Dec 11, 2012 (AME Info - McClatchy-Tribune Information Services via COMTEX) --
INTEL REVEALS NEW SOC TECHNOLOGY: Intel has unveiled a new technology that it hopes will get more of its silicon inside smartphones and tablets, Cnet has reported. The chipmaker's next-generation 22-nanometer "SoC" system-on-a-chip technology puts most of a device's core functions onto one piece of silicon and is typically used in mobile devices where space and power efficiency are paramount. "In the past...we were focused primarily on developing transistors with ever higher performance," Mark Bohr, an Intel senior fellow, said. "Now we're developing technologies with a much wider range of transistors...all the way down to tablets and pocket devices."
SAUDI PRIVATE FIRMS FINED OVER USE OF COUNTERFEIT SOFTWARE: The Saudi culture and information ministry has said more than 40 private establishments and retail outlets have been sanctioned for using or selling counterfeit software, Arab News has reported. The move was taken after lawyers of software companies filed the cases, saying the companies breached the copyright regulation that was implemented to protect intellectual property and computer programmes.
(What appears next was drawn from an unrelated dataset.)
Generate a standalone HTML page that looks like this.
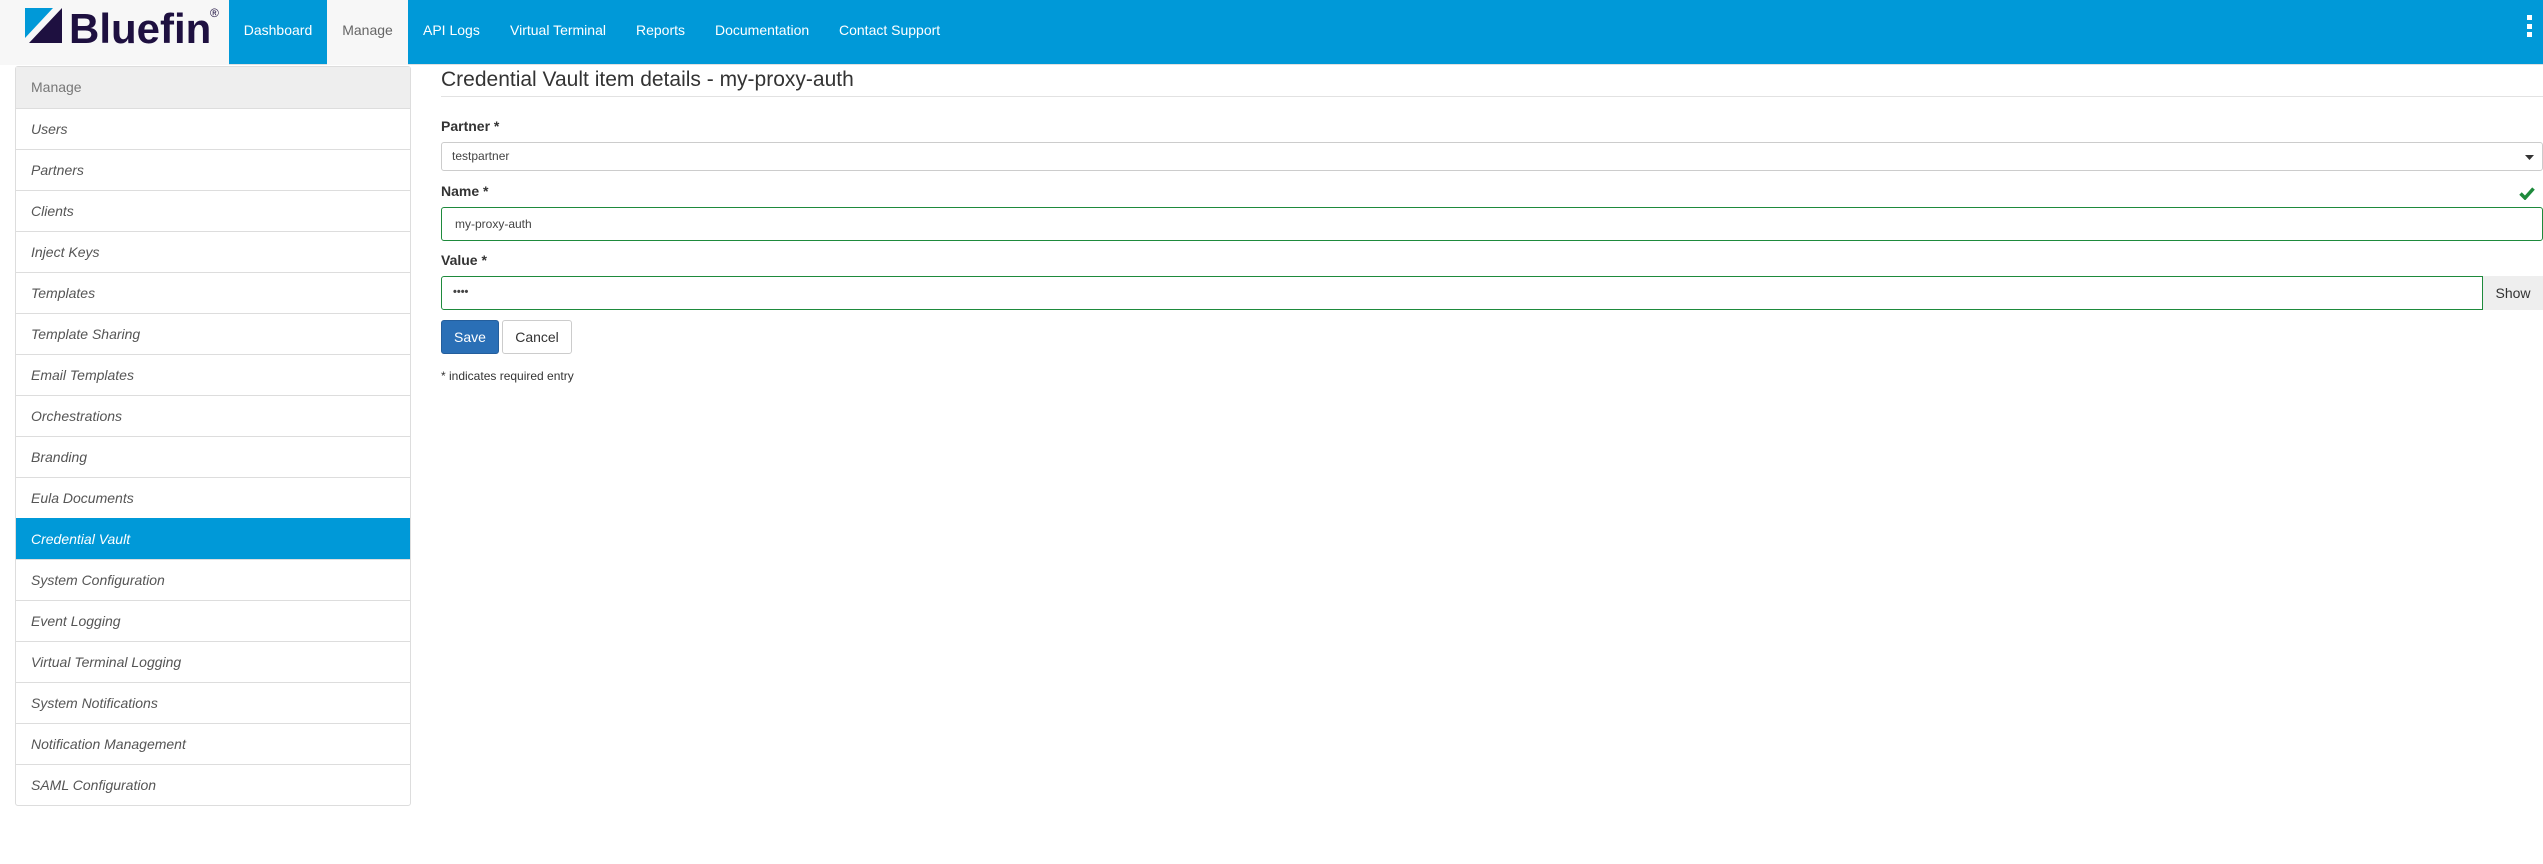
<!DOCTYPE html>
<html><head><meta charset="utf-8"><style>
*{box-sizing:border-box;margin:0;padding:0}
body{width:2543px;height:864px;background:#fff;font-family:"Liberation Sans",Arial,sans-serif;position:relative;overflow:hidden;color:#333}
.nav{position:absolute;left:0;top:0;width:2543px;height:65px;background:#0099d8;border-bottom:1px solid #e0e0e0}
.logo{position:absolute;left:0;top:0;width:229px;height:65px;background:#f7f7f7}
.brand{position:absolute;left:69px;top:5px;font-size:42px;font-weight:bold;color:#1e1040}
.reg{position:absolute;left:210px;top:6px;font-size:12px;color:#1e1040}
.ni{position:absolute;top:0;height:65px;line-height:60px;font-size:14px;color:#fff}
.manage{background:#f7f7f7;color:#666}
.dot{position:absolute;left:2527px;width:5px;height:5px;background:#fff}
.side{position:absolute;left:15px;top:66px;width:396px;border:1px solid #ddd;border-radius:3px}
.side div{height:41px;line-height:40px;padding-left:15px;font-size:14px;font-style:italic;color:#555;border-top:1px solid #ddd}
.side div:first-child{border-top:none;background:#eee;color:#777;font-style:normal}
.side div.act{background:#0099d8;color:#fff;border-color:#0099d8}
.title{position:absolute;left:441px;top:68px;font-size:21px;color:#333}
.hr{position:absolute;left:441px;top:96px;width:2102px;height:1px;background:#e2e2e2}
.lbl{position:absolute;left:441px;font-size:14px;font-weight:bold;color:#333}
.inp{position:absolute;left:441px;width:2102px;border:1px solid #ccc;border-radius:3px;font-size:12px;padding-left:11px;color:#444}
.ok{border-color:#1e8a3c}
.btn{position:absolute;top:320px;height:34px;line-height:32px;font-size:14px;border-radius:3px;text-align:center}
</style></head><body>
<div class="nav">
<div class="logo">
<svg style="position:absolute;left:25px;top:8px" width="37" height="35" viewBox="0 0 37 35"><polygon points="0,0 28,0 0,30" fill="#0099d8"/><polygon points="37,0 37,35 4,35" fill="#1e1040"/></svg>
<div class="brand">Bluefin</div><div class="reg">®</div>
</div>
<div class="ni" style="left:229px;width:98px;text-align:center">Dashboard</div>
<div class="ni manage" style="left:327px;width:81px;text-align:center">Manage</div>
<div class="ni" style="left:423px">API Logs</div>
<div class="ni" style="left:510px">Virtual Terminal</div>
<div class="ni" style="left:636px">Reports</div>
<div class="ni" style="left:715px">Documentation</div>
<div class="ni" style="left:839px">Contact Support</div>
<div class="dot" style="top:15px"></div><div class="dot" style="top:24px"></div><div class="dot" style="top:32px"></div>
</div>
<div class="side">
<div>Manage</div><div>Users</div><div>Partners</div><div>Clients</div><div>Inject Keys</div><div>Templates</div><div>Template Sharing</div><div>Email Templates</div><div>Orchestrations</div><div>Branding</div><div>Eula Documents</div><div class="act">Credential Vault</div><div>System Configuration</div><div>Event Logging</div><div>Virtual Terminal Logging</div><div>System Notifications</div><div>Notification Management</div><div>SAML Configuration</div>
</div>
<div class="title">Credential Vault item details - my-proxy-auth</div>
<div class="hr"></div>
<div class="lbl" style="top:118px">Partner *</div>
<div class="inp" style="top:142px;height:29px;line-height:27px;padding-left:10px">testpartner</div>
<svg style="position:absolute;left:2525px;top:155px" width="9" height="5"><polygon points="0,0 9,0 4.5,5" fill="#333"/></svg>
<div class="lbl" style="top:183px">Name *</div>
<svg style="position:absolute;left:2519px;top:187px" width="16" height="13" viewBox="0 0 16 13"><path d="M1.5 6.5 L6 11 L14.5 1.5" stroke="#1e8a3c" stroke-width="3.5" fill="none"/></svg>
<div class="inp ok" style="top:207px;height:34px;line-height:32px;padding-left:13px">my-proxy-auth</div>
<div class="lbl" style="top:252px">Value *</div>
<div class="inp ok" style="top:276px;height:34px;line-height:30px;width:2042px;border-radius:3px 0 0 3px;font-weight:bold;font-size:11px">••••</div>
<div style="position:absolute;left:2483px;top:276px;width:60px;height:34px;line-height:34px;background:#eee;text-align:center;font-size:14px;color:#333">Show</div>
<div class="btn" style="left:441px;width:58px;background:#2a6fb6;border:1px solid #245e9c;color:#fff">Save</div>
<div class="btn" style="left:502px;width:70px;background:#fff;border:1px solid #ccc;color:#333">Cancel</div>
<div style="position:absolute;left:441px;top:369px;font-size:12px;color:#333">* indicates required entry</div>
</body></html>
Fines reached SR100,000 in some cases and some companies were closed temporarily until they rectify their situation, sources at the ministry were quoted as saying by the daily. "The total number of cases adds up to about 150 so far," one source said.
GOOGLE'S WEB-BASED APPS NO LONGER FREE FOR SMALL BUSINESSES: Google Inc. has announced it will no longer offer its web-based office productivity software free to small businesses, in a bid to expand revenue beyond the company's core advertising services, Reuters has reported. The move marks the latest change to Google Apps, which until 2011 was available for free to businesses with 50 or fewer people. Businesses with 10 or fewer people will now need to pay $50 per user per year, the same rate that larger businesses pay, to use its Google Apps software which includes email, word processing, spreadsheet and presentation tools. Individual consumers will still be able to get a free version of many of the products such as Gmail, Google said.
APPLE, GOOGLE IN PARTNERSHIP TO ACQUIRE KODAK PATENTS: Apple Inc. and Google Inc. have teamed up to offer more than $500m to buy Eastman Kodak's patents out of bankruptcy, Bloomberg has reported, citing two people with knowledge of the situation. Competing for dominance of the smartphone market, the two companies have partnered after leading two separate consortia this summer to buy Kodak's 1,100 imaging patents, said the people. The 132-year-old photography pioneer filed for bankruptcy protection in January, listing $5.1bn in assets and $6.75bn in debt. The company plans to exit bankruptcy in the first half of 2013.
APPLE TO MANUFACTURE SOME MACS IN US NEXT YEAR: Tim Cook, the chief executive of Apple Inc. has unveiled plans to move some production of Macintosh computers to the US from China next year, Reuters has reported. The company will spend more than $100m on the US manufacturing initiative, Cook said, without providing details on which Macintosh products will be produced in the US. "This doesn't mean that Apple will do it ourselves, but we'll be working with people and we'll be investing our money," he said.